The editors at the Athens Review of Books don't think so, however. Alarmed that the world doesn't understand what Kotzias represents, they have translated some excerpts from his 1982 book, "Poland and Ourselves," and this week sent them to Donald Tusk, the Polish President of the European Council. The book was written in the early days of Poland's Solidarity movement, and Kotzias had strong views on the subject. According to the translation, he argued that the U.S. and its allies were trying to erode the Soviet bloc from within:
Their theory is that Poland today is the "weak link" of the Warsaw Pact. It is not a coincidence that the imperialists since 1970 consider Poland as their direct goal. From the outside, imperialism typically appears to be sending messages of support to "Solidarity." In secret it sends money and orders to anti-socialist groups to which it associates itself.
He went on to describe how this was done:
Money was sent from reactionary parties, belligerent monopolies, such as Volkswagen; the AFL-CIO union, which is associated with the CIA and the American mafia leadership; and the Italian neo-fascist movement, which, indeed, [Solidarity leader Lech] Walesa personally thanked etc.

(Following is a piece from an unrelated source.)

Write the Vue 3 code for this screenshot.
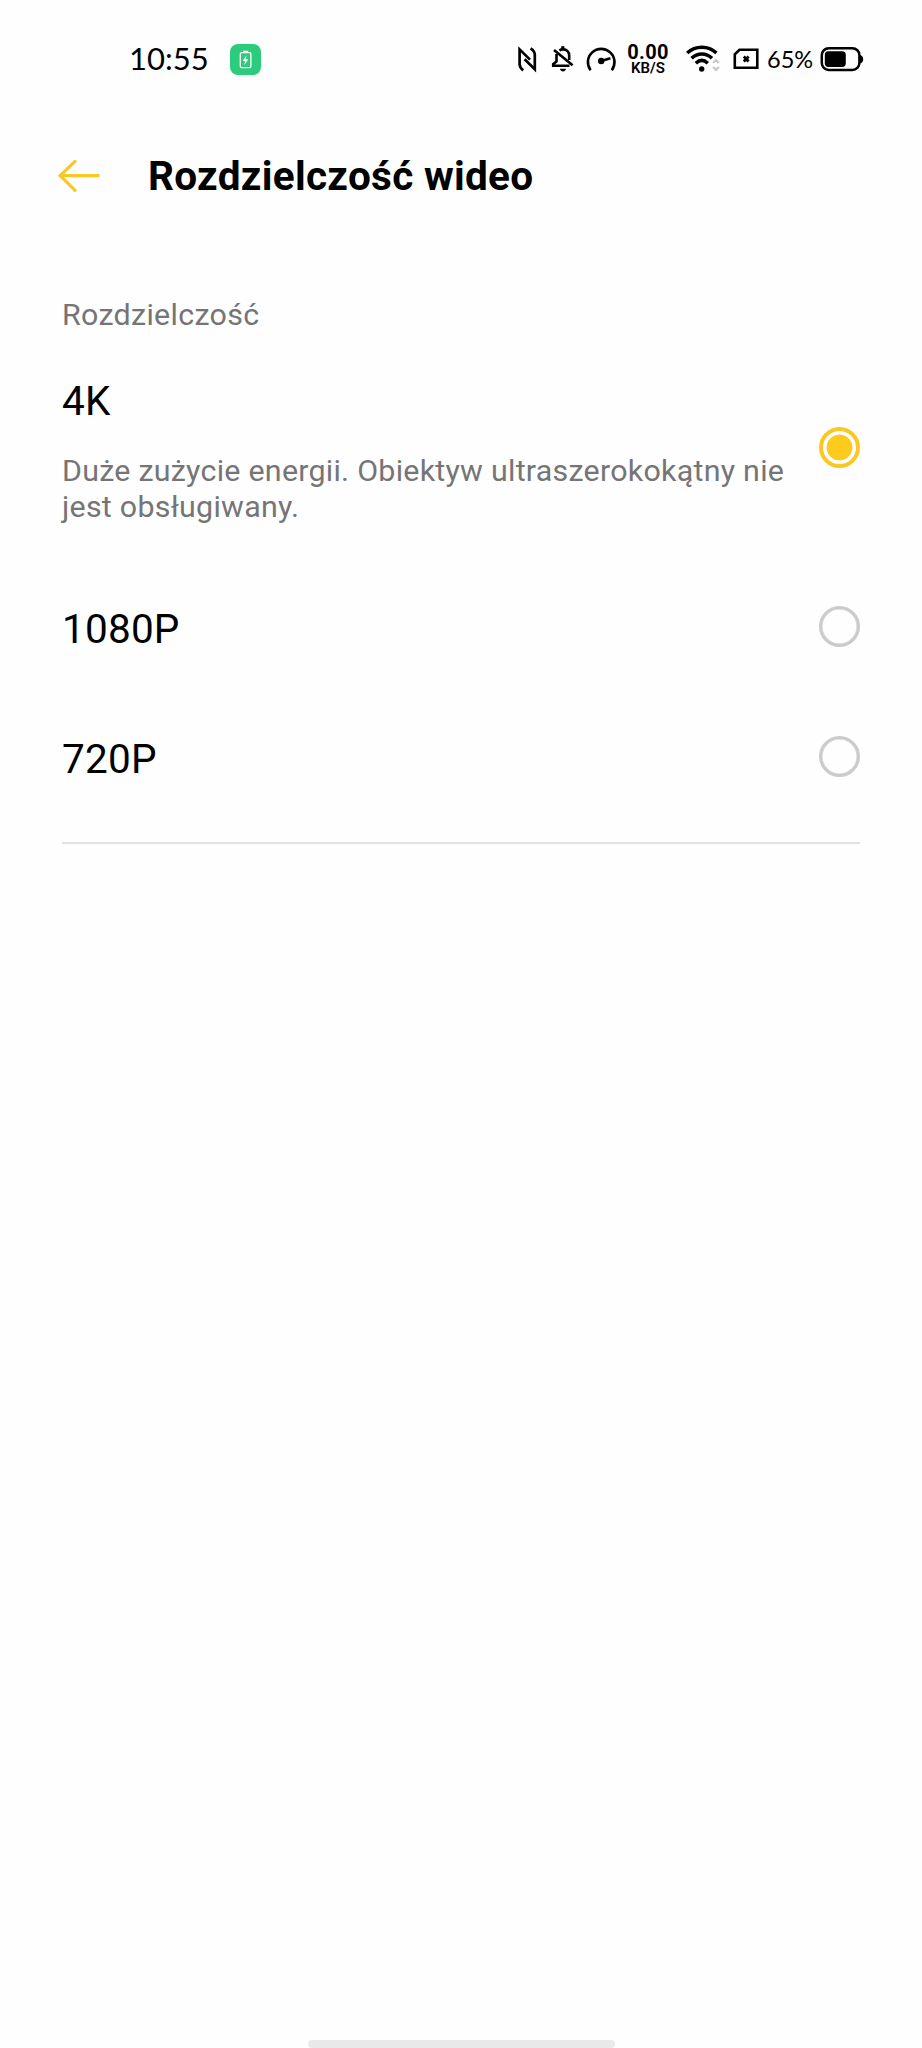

The plot, as conceived by Kotzias, included coded messages to a fifth column broadcast by a "Tel Aviv radio station" and of course spies, including many "dissidents" (the quotation marks are Kotzias's). In what can only be called the self-delusion of fanaticism, he ignored the Soviet Union's military occupation of Poland and accepted without question the state television station's claims as to which dissidents were foreign agents.
Opponents of the communist regime, such as Lech Walesa and the historian Adam Michnik, according to Kotzias, were U.S. proxies trying to "artificially revive old conflicts with Tsarist Russia." They were trying to "reinforce the spirit of anti-Sovietism cultivated by foreign centers of imperialist propaganda."

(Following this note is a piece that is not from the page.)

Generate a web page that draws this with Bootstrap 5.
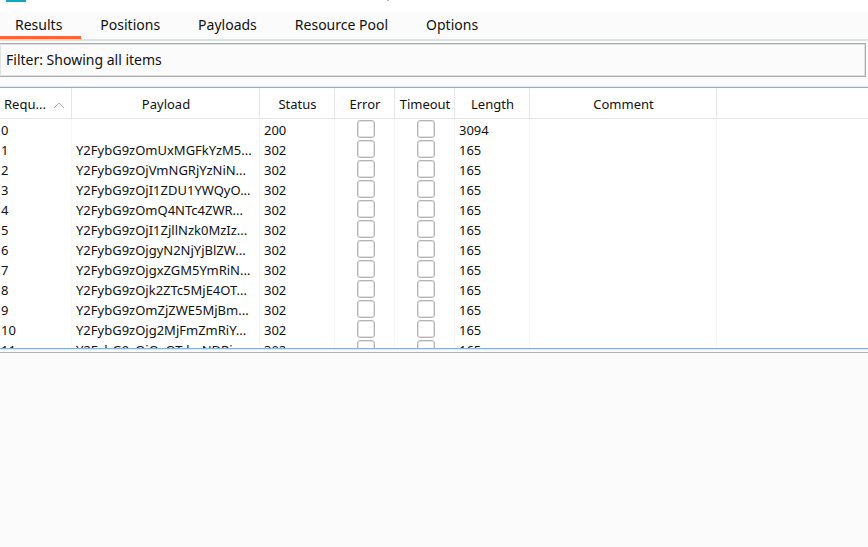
<!DOCTYPE html>
<html lang="en">
<head>
<meta charset="utf-8">
<meta name="viewport" content="width=device-width, initial-scale=1">
<title>Intruder attack results</title>
<link rel="stylesheet" href="https://cdn.jsdelivr.net/npm/bootstrap@5.3.0/dist/css/bootstrap.min.css">
<style>
body { font-family: "Noto Sans", "Open Sans", sans-serif; font-size: 13px; line-height: 20px; color: #111; background: #fbfbfb; }
.titlebar { height: 12px; }
.app-icon { width: 20px; height: 2px; background: #11a6bc; margin-left: 6px; }
.title-edge { width: 2px; height: 1px; background: #b9b9c8; margin-left: 361px; }
.attack-tabs { border-bottom: 2px solid #dde3e1; height: 29px; font-size: 14px; }
.attack-tabs .nav-link { color: #111; padding: 3px 19px 0; height: 27px; border-bottom: 3px solid transparent; border-radius: 0; }
.attack-tabs .nav-item:first-child .nav-link { padding-left: 15px; }
.attack-tabs .nav-link.active { border-bottom-color: #ff6633; }
.filter-bar { font-size: 14px; margin: 2px 2px 0 0; height: 34px; padding: 0 6px; border: 1px solid #a9acab; border-left: 0; box-shadow: inset 0 0 0 1px #e0e2e1; background: #fbfbfb; color: inherit; }
.results-pane { flex: 260 1 0; margin-top: 10px; border-top: 1px solid #8db2d8; border-bottom: 1px solid #8db2d8; box-shadow: 0 0 0 1px #dce8f5; }
.detail-pane { flex: 194 1 0; margin-top: 3px; border-top: 1px solid #b8b3b3; }
.results { table-layout: fixed; border-collapse: separate; border-spacing: 0; }
.results th, .results td { padding: 0 0 0 4px; height: 20px; border-right: 1px solid #f7f7f7; white-space: nowrap; overflow: hidden; }
.results th { height: 31px; padding: 2px 0 0 1px; font-weight: 400; text-align: center; border-right-color: #e6e6e6; border-bottom: 1px solid #e6e6e6; }
.results th:first-child { padding-left: 4px; text-align: left; }
.results th svg { margin-left: 4px; }
.results td:first-child { padding-left: 1px; }
.results th:last-child, .results td:last-child { border-right: 0; }
.results tbody tr:first-child td { height: 21px; padding-top: 1px; }
.results .form-check-input { width: 18px; height: 18px; margin: 0; border: 1px solid #b5b5b5; border-radius: 3px; background-color: #fff; box-shadow: inset 0 0 0 1px #e2e2e2; }
.results tbody tr .tick { padding: 0 0 0 2px; text-align: center; line-height: 0; vertical-align: top; }
.results tbody tr:first-child .tick { padding-top: 1px; }
.c-req { width: 72px; } .c-payload { width: 188px; } .c-status { width: 75px; }
.c-flag { width: 60px; } .c-length { width: 75px; } .c-comment { width: 187px; }
</style>
<script src="https://cdn.jsdelivr.net/npm/bootstrap@5.3.0/dist/js/bootstrap.bundle.min.js"></script>
</head>
<body class="vh-100 d-flex flex-column overflow-hidden">
<header class="titlebar bg-white d-flex flex-shrink-0"><div class="app-icon"></div><div class="title-edge"></div></header>
<ul class="nav attack-tabs flex-nowrap flex-shrink-0">
<li class="nav-item"><a class="nav-link active" aria-current="page" href="#results">Results</a></li>
<li class="nav-item"><a class="nav-link" href="#positions">Positions</a></li>
<li class="nav-item"><a class="nav-link" href="#payloads">Payloads</a></li>
<li class="nav-item"><a class="nav-link" href="#pool">Resource Pool</a></li>
<li class="nav-item"><a class="nav-link" href="#options">Options</a></li>
</ul>
<button type="button" class="filter-bar text-start flex-shrink-0">Filter: Showing all items</button>
<main id="results" class="results-pane bg-white overflow-hidden">
<table class="results w-100">
<colgroup><col class="c-req"><col class="c-payload"><col class="c-status"><col class="c-flag"><col class="c-flag"><col class="c-length"><col class="c-comment"><col></colgroup>
<thead><tr><th>Requ... <svg width="12" height="7" viewBox="0 0 12 7" aria-hidden="true"><path d="M1 6 6 1l5 5" fill="none" stroke="#b4b4b4"/></svg></th><th>Payload</th><th>Status</th><th>Error</th><th>Timeout</th><th>Length</th><th>Comment</th><th></th></tr></thead>
<tbody>
<tr><td>0</td><td></td><td>200</td><td class="tick"><input class="form-check-input" type="checkbox" aria-label="Error 0"></td><td class="tick"><input class="form-check-input" type="checkbox" aria-label="Timeout 0"></td><td>3094</td><td></td><td></td></tr>
<tr><td>1</td><td>Y2FybG9zOmUxMGFkYzM5...</td><td>302</td><td class="tick"><input class="form-check-input" type="checkbox" aria-label="Error 1"></td><td class="tick"><input class="form-check-input" type="checkbox" aria-label="Timeout 1"></td><td>165</td><td></td><td></td></tr>
<tr><td>2</td><td>Y2FybG9zOjVmNGRjYzNiN...</td><td>302</td><td class="tick"><input class="form-check-input" type="checkbox" aria-label="Error 2"></td><td class="tick"><input class="form-check-input" type="checkbox" aria-label="Timeout 2"></td><td>165</td><td></td><td></td></tr>
<tr><td>3</td><td>Y2FybG9zOjI1ZDU1YWQyO...</td><td>302</td><td class="tick"><input class="form-check-input" type="checkbox" aria-label="Error 3"></td><td class="tick"><input class="form-check-input" type="checkbox" aria-label="Timeout 3"></td><td>165</td><td></td><td></td></tr>
<tr><td>4</td><td>Y2FybG9zOmQ4NTc4ZWR...</td><td>302</td><td class="tick"><input class="form-check-input" type="checkbox" aria-label="Error 4"></td><td class="tick"><input class="form-check-input" type="checkbox" aria-label="Timeout 4"></td><td>165</td><td></td><td></td></tr>
<tr><td>5</td><td>Y2FybG9zOjI1ZjllNzk0MzIz...</td><td>302</td><td class="tick"><input class="form-check-input" type="checkbox" aria-label="Error 5"></td><td class="tick"><input class="form-check-input" type="checkbox" aria-label="Timeout 5"></td><td>165</td><td></td><td></td></tr>
<tr><td>6</td><td>Y2FybG9zOjgyN2NjYjBlZW...</td><td>302</td><td class="tick"><input class="form-check-input" type="checkbox" aria-label="Error 6"></td><td class="tick"><input class="form-check-input" type="checkbox" aria-label="Timeout 6"></td><td>165</td><td></td><td></td></tr>
<tr><td>7</td><td>Y2FybG9zOjgxZGM5YmRiN...</td><td>302</td><td class="tick"><input class="form-check-input" type="checkbox" aria-label="Error 7"></td><td class="tick"><input class="form-check-input" type="checkbox" aria-label="Timeout 7"></td><td>165</td><td></td><td></td></tr>
<tr><td>8</td><td>Y2FybG9zOjk2ZTc5MjE4OT...</td><td>302</td><td class="tick"><input class="form-check-input" type="checkbox" aria-label="Error 8"></td><td class="tick"><input class="form-check-input" type="checkbox" aria-label="Timeout 8"></td><td>165</td><td></td><td></td></tr>
<tr><td>9</td><td>Y2FybG9zOmZjZWE5MjBm...</td><td>302</td><td class="tick"><input class="form-check-input" type="checkbox" aria-label="Error 9"></td><td class="tick"><input class="form-check-input" type="checkbox" aria-label="Timeout 9"></td><td>165</td><td></td><td></td></tr>
<tr><td>10</td><td>Y2FybG9zOjg2MjFmZmRiY...</td><td>302</td><td class="tick"><input class="form-check-input" type="checkbox" aria-label="Error 10"></td><td class="tick"><input class="form-check-input" type="checkbox" aria-label="Timeout 10"></td><td>165</td><td></td><td></td></tr>
<tr><td>11</td><td>Y2FybG9zOjQyOTdmNDRi...</td><td>302</td><td class="tick"><input class="form-check-input" type="checkbox" aria-label="Error 11"></td><td class="tick"><input class="form-check-input" type="checkbox" aria-label="Timeout 11"></td><td>165</td><td></td><td></td></tr>
</tbody>
</table>
</main>
<section class="detail-pane" aria-label="Request details"></section>
</body>
</html>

Of course, many people who espoused radical views in the 1970s and '80s can laugh at them today. Gordon Brown, the former U.K. prime minister and co-leader of the New Labour movement that brought British socialism to the political center, was a socialist firebrand in his youth. In 1975, he edited a "Red Paper on Scotland," and his introduction proposed, among other things, nationalizing all banks. Brown has since changed.
Has Kotzias? I haven't had the chance to ask the professor and diplomat what he now thinks of his earlier writings. His public comments suggest he has changed -- though not quite in the way one might hope. He appears to have become a Greek nationalist, as well as a socialist (though no longer of the Stalinist stripe), but his attachment to Moscow has remained a constant.
He seems to remain hostile to the EU and to U.S. power -- his sole interjection in Dugin's 2013 lecture was to say "the European Union is empire today" -- and likes to describe governments that don't share his view as "subservient."
In this context his interest in Dugin would make sense. Dugin pushes a theory of history and geopolitics called Eurasianism, which requires Russia to reassert itself over the former empire, but redefines borders and alliances in line with Slavic ethnicity, plus Orthodox Christianity. It is at the same time statist and socialist and culturally conservative, and it echoes Samuel Huntington's focus on the separation -- and predicted clash -- of civilizations. Greek nationalism is also infused with Christian Orthodoxy, so for those who buy this form of cultural determinism, the two are natural allies.
Dugin has argued that Russia can't afford to live with an independent Ukraine, and he has pressed for an expansion of the war. Here is a translation of Dugin's now infamous Twitter post, which gives an idea of how acceptable he would be as a university lecturer or intellectual bedfellow:
Ukraine needs to be cleansed of idiots. A genocide of cretins suggests itself. Cretins who are virulent, closed for the voice of Logos, deadly and ... in addition to this, extremely stupid. I don't believe that these are Ukrainians. Ukrainians are a fine Slavic people. [But] these are some race of bastards that emerged from the sewage.
So what worries me more than Syriza's views on handling the nation's debt -- which are rational -- is that the party and its coalition partners are trapped in a mindset that will destroy the EU's common purpose, without which its consensual peace and prosperity can't survive.
Kotzias is hardly an outlier in the new Greek government. Prime Minister Alexis Tsipras has also gone to Moscow to back Russia's position in Ukraine. The new defense minister, Independent Greeks leader Panos Kammenos, is even more extreme -- which is a serious concern for the North Atlantic Treaty Organization.
These anti-American and civilizational beliefs lead to accepting the narrative promoted by Dugin and other Russians that a fascist threat to Europe comes, not from them, but from the Ukrainian government. So ingrained is this vision, drawn from the history of World War II, that present-day facts -- that Russian tanks are on Ukrainian soil, for example, or that many fewer Ukrainians voted for fascist parties in their presidential and parliamentary elections last year than did so in Greece last month -- make no difference.
Let's hope Kotzias will prove these concerns unwarranted.